All very well, but...

If Philosophy boils down to being able to prove anything, so long as you are prepared to believe the right things to prove whatever tickles your fancy, you still end up with a contradiction. For example, you could believe that God exists, but for that to be true, you would have to accept that God doesn't exist, or else settle for a god in whose creation man is not relevant. To believe in any other kind of God you must decry philosophy but, as Philosophy is what validates Truth from your beliefs, believing in God would become pointless, because you couldn't say that your Religion is true and, much more disappointingly, you could not say that you are Right and everyone else is wrong.
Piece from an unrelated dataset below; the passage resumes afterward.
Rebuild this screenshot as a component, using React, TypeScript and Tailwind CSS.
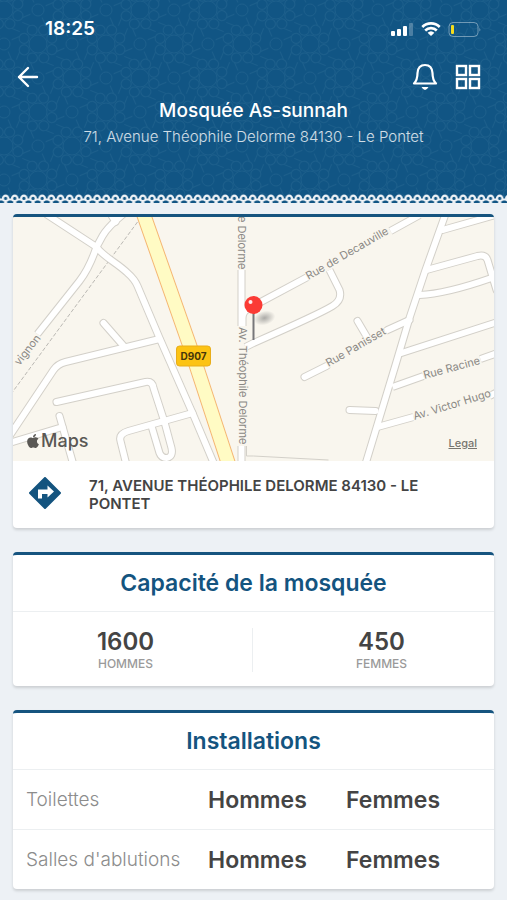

Of course, the answer to this contradiction is simple: you just have to believe that everyone else is Wrong and that you are Right and forget all about Philosophy, which is exactly what just about everyone does. By definition, people believe what they believe (otherwise they wouldn't believe it, would they?) and so everyone believes that the beliefs of everyone else are wrong, and therefore that what is true to everyone else is false to you. It follows that your truths are also false to just about everyone else, except for those people who believe the same things as you, in which case, why bother with dialectics and Philosophy?

So WTF is Philosophy if not a way of proving that nothing makes any sense?

Small wonder we don't agree with each other.

The bigger wonder is that we all persist in our denial of the relativity of Truth as described above that, however tongue-in-cheek, holds a grain of, uhmmm... truth.    

A truth such that, if we did not deny it, might just help us to understand each other.